Quiet start to the trading week

It was an uneventful start to the week in FX markets with the main currency pairs largely unchanged. The euro remains in and around $1.0850 against the dollar this morning while sterling is trading at $1.2670, leaving EURGBP at about £0.8550.

It was similarly quiet in bond and equity markets yesterday. US 10-year bond yields ended marginally higher on the day, while equivalent German and UK yields closed a touch lower. In equity markets, the S&P 500 finished slightly off Friday’s record high but European stocks chalked up modest gains.
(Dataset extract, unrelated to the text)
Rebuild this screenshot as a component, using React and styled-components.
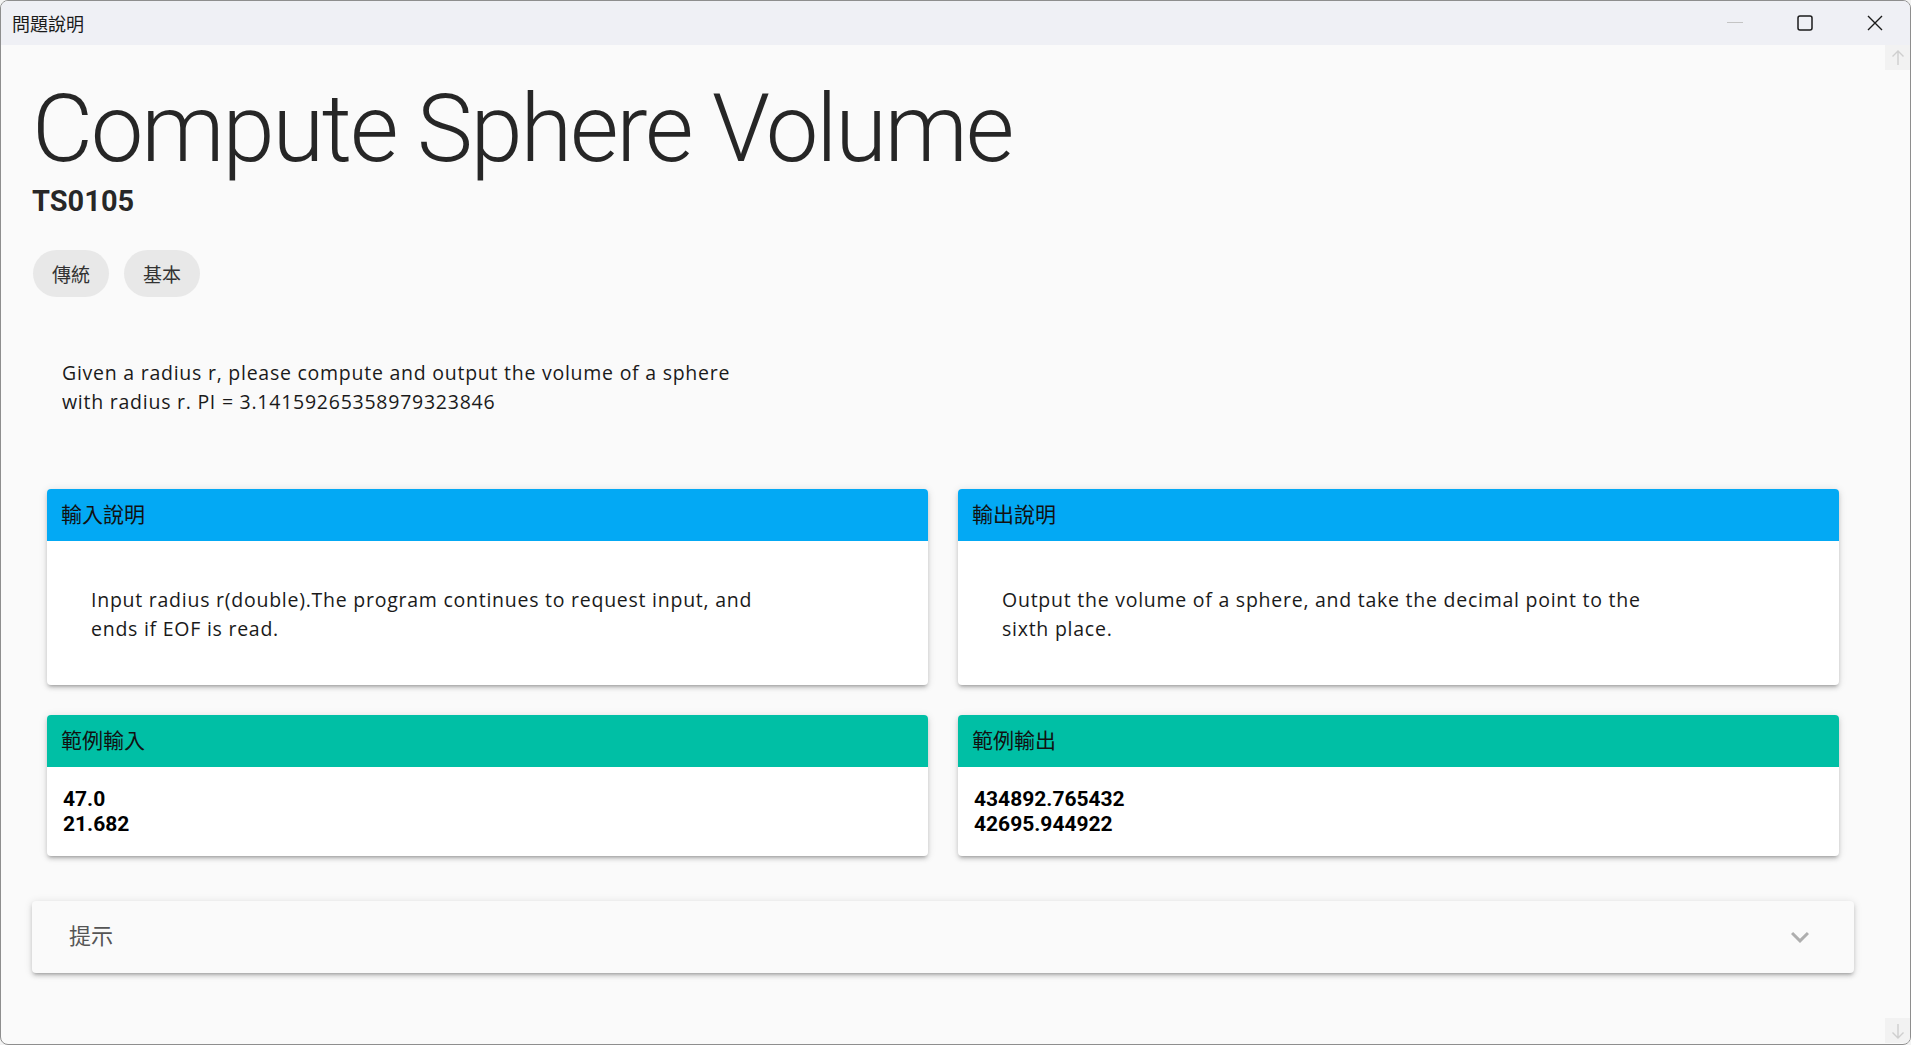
import React from "react";
import styled, { createGlobalStyle } from "styled-components";

const GlobalStyle = createGlobalStyle`
	html, body {
		margin: 0;
		height: 100%;
		overflow: hidden;
		background: #f3f3f3;
	}
	#root {
		height: 100%;
	}
	* {
		box-sizing: border-box;
	}
`;

const cjk = `"Noto Sans CJK TC", "Noto Sans CJK SC", sans-serif`;
const bodyFont = `"Open Sans", Lato, "Noto Sans CJK TC", sans-serif`;

const Window = styled.div`
	height: 100%;
	display: flex;
	flex-direction: column;
	border: 1px solid #8e8e8e;
	border-radius: 8px;
	overflow: hidden;
	background: #fafafa;
`;

const TitleBar = styled.div`
	height: 44px;
	flex-shrink: 0;
	display: flex;
	align-items: center;
	background: #eff0f5;
`;

const WindowTitle = styled.div`
	flex: 1;
	padding-left: 11px;
	font-family: ${cjk};
	font-size: 18px;
	color: #1b1b1b;
`;

const CaptionButton = styled.div`
	width: 70px;
	height: 44px;
	display: flex;
	align-items: center;
	justify-content: center;
	color: ${(p) => (p.disabled ? "#c4c4c4" : "#1b1b1b")};
`;

const Body = styled.div`
	flex: 1;
	display: flex;
	min-height: 0;
`;

const Content = styled.div`
	flex: 1;
	padding: 28px 31px 0 31px;
	overflow: hidden;
`;

const ScrollRail = styled.div`
	width: 25px;
	flex-shrink: 0;
	display: flex;
	flex-direction: column;
	justify-content: space-between;
	padding-bottom: 1px;
`;

const ScrollArrow = styled.div`
	height: 25px;
	display: flex;
	align-items: center;
	justify-content: center;
	background: #f2f2f2;
	color: #cfcfcf;
`;

const Title = styled.h1`
	margin: 0;
	font-family: Roboto, "Liberation Sans", sans-serif;
	font-weight: 300;
	font-size: 94px;
	line-height: 110px;
	letter-spacing: -2.2px;
	color: rgba(0, 0, 0, 0.85);
	padding-top: 1px;
`;

const Code = styled.div`
	font-family: Roboto, "Liberation Sans", sans-serif;
	font-weight: 700;
	font-size: 29px;
	line-height: 35px;
	color: rgba(0, 0, 0, 0.85);
`;

const ChipRow = styled.div`
	display: flex;
	gap: 15px;
	margin-top: 31px;
	margin-left: 1px;
`;

const Chip = styled.span`
	height: 47px;
	padding: 0 19px;
	display: inline-flex;
	align-items: center;
	border-radius: 24px;
	background: #e8e8e8;
	font-family: ${cjk};
	font-size: 19px;
	color: #333;
`;

const Description = styled.p`
	margin: 61px 0 0 30px;
	font-family: ${bodyFont};
	font-size: 19.5px;
	line-height: 29px;
	letter-spacing: 0.75px;
	color: #1a1a1a;
`;

const CardGrid = styled.div`
	display: grid;
	grid-template-columns: 1fr 1fr;
	gap: 30px;
	padding: 0 15px;
	margin-top: 73px;
`;

const Card = styled.div`
	background: #fff;
	border-radius: 4px;
	overflow: hidden;
	box-shadow: 0 3px 3px -2px rgba(0, 0, 0, 0.2), 0 3px 4px 0 rgba(0, 0, 0, 0.14),
		0 1px 8px 0 rgba(0, 0, 0, 0.12);
`;

const CardHeader = styled.div`
	height: 52px;
	display: flex;
	align-items: center;
	padding: 0 0 4px 14px;
	background: ${(p) => (p.sample ? "#00bfa5" : "#03a9f4")};
	font-family: ${cjk};
	font-size: 21px;
	line-height: 1;
	color: #111;
`;

const CardText = styled.div`
	padding: 44px 44px 42px;
	font-family: ${bodyFont};
	font-size: 19.5px;
	line-height: 29px;
	letter-spacing: 0.75px;
	color: #1a1a1a;
`;

const SampleText = styled.pre`
	margin: 0;
	padding: 20px 16px 19px;
	font-family: Roboto, "Liberation Sans", sans-serif;
	font-weight: 700;
	font-size: 21px;
	line-height: 25px;
	color: #000;
`;

const Hint = styled.div`
	height: 72px;
	margin-top: 45px;
	display: flex;
	align-items: center;
	justify-content: space-between;
	padding: 0 36px 0 37px;
	border-radius: 4px;
	background: #fafafa;
	box-shadow: 0 3px 3px -2px rgba(0, 0, 0, 0.2), 0 3px 4px 0 rgba(0, 0, 0, 0.14),
		0 1px 8px 0 rgba(0, 0, 0, 0.12);
`;

const HintLabel = styled.span`
	font-family: ${cjk};
	font-size: 22px;
	line-height: 1;
	padding-bottom: 6px;
	color: #555;
`;

const ExpandIcon = () => (
	<svg width="36" height="36" viewBox="0 0 24 24" fill="rgba(0,0,0,0.3)">
		<path d="M16.59 8.59 12 13.17 7.41 8.59 6 10l6 6 6-6z" />
	</svg>
);

const Arrow = ({ down }) => (
	<svg width="14" height="16" viewBox="0 0 14 16" fill="none" stroke="currentColor" strokeWidth="1.4"
		style={down ? { transform: "rotate(180deg)" } : undefined}>
		<path d="M7 15V1M1.5 6.5 7 1l5.5 5.5" />
	</svg>
);

const App = () => {
	return (
		<>
			<GlobalStyle />
			<Window>
				<TitleBar>
					<WindowTitle>問題說明</WindowTitle>
					<CaptionButton disabled>
						<svg width="16" height="2" viewBox="0 0 16 2">
							<rect width="16" height="1" fill="currentColor" />
						</svg>
					</CaptionButton>
					<CaptionButton>
						<svg width="16" height="16" viewBox="0 0 16 16" fill="none" stroke="currentColor" strokeWidth="1.5">
							<rect x="1" y="1" width="14" height="14" rx="2" />
						</svg>
					</CaptionButton>
					<CaptionButton>
						<svg width="16" height="16" viewBox="0 0 16 16" fill="none" stroke="currentColor" strokeWidth="1.4">
							<path d="M1 1l14 14M15 1 1 15" />
						</svg>
					</CaptionButton>
				</TitleBar>
				<Body>
					<Content>
						<Title>Compute Sphere Volume</Title>
						<Code>TS0105</Code>
						<ChipRow>
							<Chip>傳統</Chip>
							<Chip>基本</Chip>
						</ChipRow>
						<Description>
							Given a radius r, please compute and output the volume of a sphere
							<br />
							with radius r. PI = 3.14159265358979323846
						</Description>
						<CardGrid>
							<Card>
								<CardHeader>輸入說明</CardHeader>
								<CardText>
									Input radius r(double).The program continues to request input, and
									<br />
									ends if EOF is read.
								</CardText>
							</Card>
							<Card>
								<CardHeader>輸出說明</CardHeader>
								<CardText>
									Output the volume of a sphere, and take the decimal point to the
									<br />
									sixth place.
								</CardText>
							</Card>
							<Card>
								<CardHeader sample>範例輸入</CardHeader>
								<SampleText>{"47.0\n21.682"}</SampleText>
							</Card>
							<Card>
								<CardHeader sample>範例輸出</CardHeader>
								<SampleText>{"434892.765432\n42695.944922"}</SampleText>
							</Card>
						</CardGrid>
						<Hint>
							<HintLabel>提示</HintLabel>
							<ExpandIcon />
						</Hint>
					</Content>
					<ScrollRail>
						<ScrollArrow>
							<Arrow />
						</ScrollArrow>
						<ScrollArrow>
							<Arrow down />
						</ScrollArrow>
					</ScrollRail>
				</Body>
			</Window>
		</>
	);
};

export default App;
Oil prices have nudged lower despite OPEC+ announcing an extension to its output curbs (which had been expected) with Brent crude just below $82.5 per barrel, within the range of around $75 to $85 that has prevailed since late last year.

The Bank for International Settlements (BIS) has warned that sticky services price inflation, which has been slow to come down in the main economies, may mean “monetary policy may need to remain tight for longer to achieve a given inflation objective”.

Consumer demand in the UK was dampened by the wettest February on record according to the British Retail Consortium, with “not even Valentine’s Day (lifting) customers out of the gloom”, as the year-on-year growth in the value of (same store) retail sales slowed to 1% last month from 1.4% in January and 1.9% in December.

China has set its annual growth target at around 5%, while at the same time saying it will not be easy to achieve the target and that “policy support” will be needed to do so. The economy grew by just over 5% in 2023, after relatively weak (pandemic-related) growth of 3% in 2022. The IMF sees the economy growing by just over 4% this year, and by just under 4% a year on average over the period 2025-2028.

Economic data due today include services PMIs (final readings for February) in the main economies, as well as producer prices in the Euro area and the ISM services index in the US.